# [Requirements]
In the entries below, count each line holding the word "this". Answer with the total alone.

-------- Records shown

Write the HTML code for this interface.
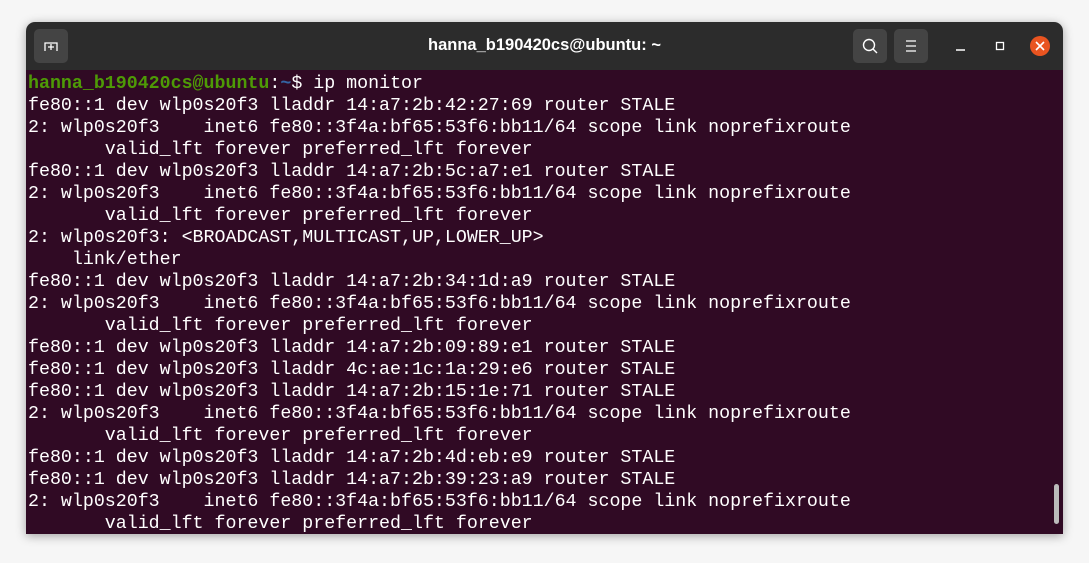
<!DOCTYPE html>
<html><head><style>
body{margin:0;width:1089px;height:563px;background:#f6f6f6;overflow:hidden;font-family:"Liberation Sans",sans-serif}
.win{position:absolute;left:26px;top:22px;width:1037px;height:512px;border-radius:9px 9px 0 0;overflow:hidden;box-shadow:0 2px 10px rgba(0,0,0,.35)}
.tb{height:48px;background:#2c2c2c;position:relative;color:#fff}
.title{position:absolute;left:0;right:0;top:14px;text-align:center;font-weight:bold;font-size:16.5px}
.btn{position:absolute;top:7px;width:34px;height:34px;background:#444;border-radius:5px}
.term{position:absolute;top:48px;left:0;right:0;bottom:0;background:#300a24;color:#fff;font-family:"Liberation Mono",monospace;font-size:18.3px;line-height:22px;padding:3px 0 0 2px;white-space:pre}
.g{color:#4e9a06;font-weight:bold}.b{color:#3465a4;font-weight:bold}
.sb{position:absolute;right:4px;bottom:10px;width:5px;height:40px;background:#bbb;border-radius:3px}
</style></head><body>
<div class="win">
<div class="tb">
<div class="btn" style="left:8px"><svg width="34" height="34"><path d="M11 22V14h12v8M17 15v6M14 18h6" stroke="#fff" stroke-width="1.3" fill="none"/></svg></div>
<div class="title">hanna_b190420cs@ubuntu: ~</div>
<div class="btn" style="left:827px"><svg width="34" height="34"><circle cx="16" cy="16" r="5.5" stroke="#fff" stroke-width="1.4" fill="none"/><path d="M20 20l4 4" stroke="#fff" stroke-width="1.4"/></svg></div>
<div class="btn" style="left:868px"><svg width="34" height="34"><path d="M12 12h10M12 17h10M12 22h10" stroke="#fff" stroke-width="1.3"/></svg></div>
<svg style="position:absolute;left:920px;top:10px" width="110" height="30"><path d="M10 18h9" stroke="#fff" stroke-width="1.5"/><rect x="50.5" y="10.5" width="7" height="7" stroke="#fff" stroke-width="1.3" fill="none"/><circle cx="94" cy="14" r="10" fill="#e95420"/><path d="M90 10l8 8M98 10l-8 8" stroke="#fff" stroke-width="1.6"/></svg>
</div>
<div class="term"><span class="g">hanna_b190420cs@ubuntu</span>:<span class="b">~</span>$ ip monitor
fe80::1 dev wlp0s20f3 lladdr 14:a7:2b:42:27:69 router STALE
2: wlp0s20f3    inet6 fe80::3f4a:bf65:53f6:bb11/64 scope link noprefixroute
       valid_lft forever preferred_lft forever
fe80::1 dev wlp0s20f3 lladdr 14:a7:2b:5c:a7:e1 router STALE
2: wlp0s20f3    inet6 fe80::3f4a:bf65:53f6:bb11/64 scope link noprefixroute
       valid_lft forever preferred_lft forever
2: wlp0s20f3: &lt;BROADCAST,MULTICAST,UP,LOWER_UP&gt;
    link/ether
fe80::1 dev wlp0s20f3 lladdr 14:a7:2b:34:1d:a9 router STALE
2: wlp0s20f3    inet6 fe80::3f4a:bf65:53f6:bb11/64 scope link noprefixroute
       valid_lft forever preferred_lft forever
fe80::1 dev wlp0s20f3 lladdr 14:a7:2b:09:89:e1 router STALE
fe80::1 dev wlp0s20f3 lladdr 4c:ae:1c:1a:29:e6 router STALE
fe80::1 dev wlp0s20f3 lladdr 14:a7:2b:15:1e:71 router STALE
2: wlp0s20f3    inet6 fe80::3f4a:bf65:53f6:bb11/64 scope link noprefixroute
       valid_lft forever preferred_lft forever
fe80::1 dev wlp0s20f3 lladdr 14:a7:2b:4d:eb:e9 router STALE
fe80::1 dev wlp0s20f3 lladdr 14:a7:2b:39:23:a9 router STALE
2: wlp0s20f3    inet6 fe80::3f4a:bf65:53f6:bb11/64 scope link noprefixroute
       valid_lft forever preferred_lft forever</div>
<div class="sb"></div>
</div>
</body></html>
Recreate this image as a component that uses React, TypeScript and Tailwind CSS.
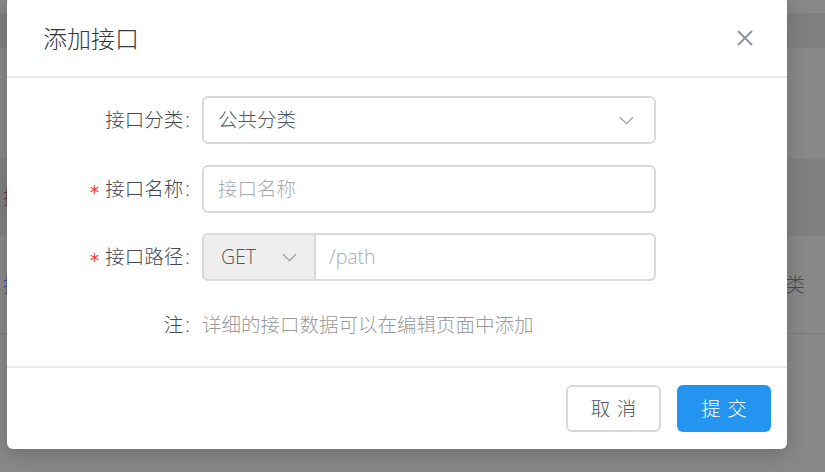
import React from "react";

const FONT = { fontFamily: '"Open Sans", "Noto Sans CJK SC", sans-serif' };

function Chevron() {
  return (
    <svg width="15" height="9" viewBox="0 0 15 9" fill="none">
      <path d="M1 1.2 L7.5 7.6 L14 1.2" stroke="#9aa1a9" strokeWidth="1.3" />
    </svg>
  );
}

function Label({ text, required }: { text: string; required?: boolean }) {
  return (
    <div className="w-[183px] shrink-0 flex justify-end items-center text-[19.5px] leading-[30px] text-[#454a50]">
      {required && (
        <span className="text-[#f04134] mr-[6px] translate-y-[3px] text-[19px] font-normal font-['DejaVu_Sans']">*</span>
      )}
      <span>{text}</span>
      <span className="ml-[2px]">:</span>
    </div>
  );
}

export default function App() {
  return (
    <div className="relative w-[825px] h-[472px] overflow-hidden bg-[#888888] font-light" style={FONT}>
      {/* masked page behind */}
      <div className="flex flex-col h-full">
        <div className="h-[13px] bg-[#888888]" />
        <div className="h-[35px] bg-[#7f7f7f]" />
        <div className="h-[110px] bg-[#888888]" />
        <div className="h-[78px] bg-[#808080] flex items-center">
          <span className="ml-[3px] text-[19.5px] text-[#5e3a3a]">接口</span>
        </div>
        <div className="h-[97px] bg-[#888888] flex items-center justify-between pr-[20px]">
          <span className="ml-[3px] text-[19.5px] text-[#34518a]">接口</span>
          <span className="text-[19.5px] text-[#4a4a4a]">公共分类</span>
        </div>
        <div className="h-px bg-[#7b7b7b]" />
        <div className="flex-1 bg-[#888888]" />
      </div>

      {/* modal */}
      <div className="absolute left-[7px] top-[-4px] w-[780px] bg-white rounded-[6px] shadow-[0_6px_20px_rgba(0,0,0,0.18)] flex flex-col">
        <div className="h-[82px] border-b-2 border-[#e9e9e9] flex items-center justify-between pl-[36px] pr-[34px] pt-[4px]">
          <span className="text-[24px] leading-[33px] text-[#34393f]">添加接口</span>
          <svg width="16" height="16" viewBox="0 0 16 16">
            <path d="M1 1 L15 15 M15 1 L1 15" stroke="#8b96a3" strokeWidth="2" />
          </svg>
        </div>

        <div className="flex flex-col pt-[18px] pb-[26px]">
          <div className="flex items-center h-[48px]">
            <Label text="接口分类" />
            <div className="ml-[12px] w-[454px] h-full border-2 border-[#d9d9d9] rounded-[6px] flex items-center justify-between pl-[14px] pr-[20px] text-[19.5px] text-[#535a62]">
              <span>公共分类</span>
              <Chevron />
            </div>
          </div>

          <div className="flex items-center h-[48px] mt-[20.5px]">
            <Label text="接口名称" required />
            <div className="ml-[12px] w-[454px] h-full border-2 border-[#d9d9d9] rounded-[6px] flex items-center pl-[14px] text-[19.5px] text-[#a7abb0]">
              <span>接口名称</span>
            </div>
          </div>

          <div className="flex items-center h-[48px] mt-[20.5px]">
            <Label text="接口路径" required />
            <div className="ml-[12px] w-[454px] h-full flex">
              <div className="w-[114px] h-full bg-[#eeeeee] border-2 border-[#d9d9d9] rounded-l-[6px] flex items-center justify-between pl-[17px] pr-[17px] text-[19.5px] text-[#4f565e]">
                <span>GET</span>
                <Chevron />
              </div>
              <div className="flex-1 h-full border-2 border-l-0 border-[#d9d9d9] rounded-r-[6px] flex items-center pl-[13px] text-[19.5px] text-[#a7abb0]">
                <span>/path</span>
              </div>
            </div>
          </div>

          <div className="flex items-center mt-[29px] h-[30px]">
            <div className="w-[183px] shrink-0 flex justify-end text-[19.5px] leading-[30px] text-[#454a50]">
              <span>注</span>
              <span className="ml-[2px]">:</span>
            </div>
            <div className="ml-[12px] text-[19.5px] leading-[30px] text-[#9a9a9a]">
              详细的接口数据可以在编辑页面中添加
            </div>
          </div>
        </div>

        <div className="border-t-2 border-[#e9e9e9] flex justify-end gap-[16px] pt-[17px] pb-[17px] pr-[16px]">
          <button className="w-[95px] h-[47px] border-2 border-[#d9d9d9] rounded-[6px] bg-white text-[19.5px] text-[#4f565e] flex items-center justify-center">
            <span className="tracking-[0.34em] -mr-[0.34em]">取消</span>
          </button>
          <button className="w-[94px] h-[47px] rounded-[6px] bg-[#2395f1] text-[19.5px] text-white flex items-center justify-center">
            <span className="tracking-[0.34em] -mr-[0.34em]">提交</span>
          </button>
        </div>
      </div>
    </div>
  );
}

----------------

# [Exercise solution]
2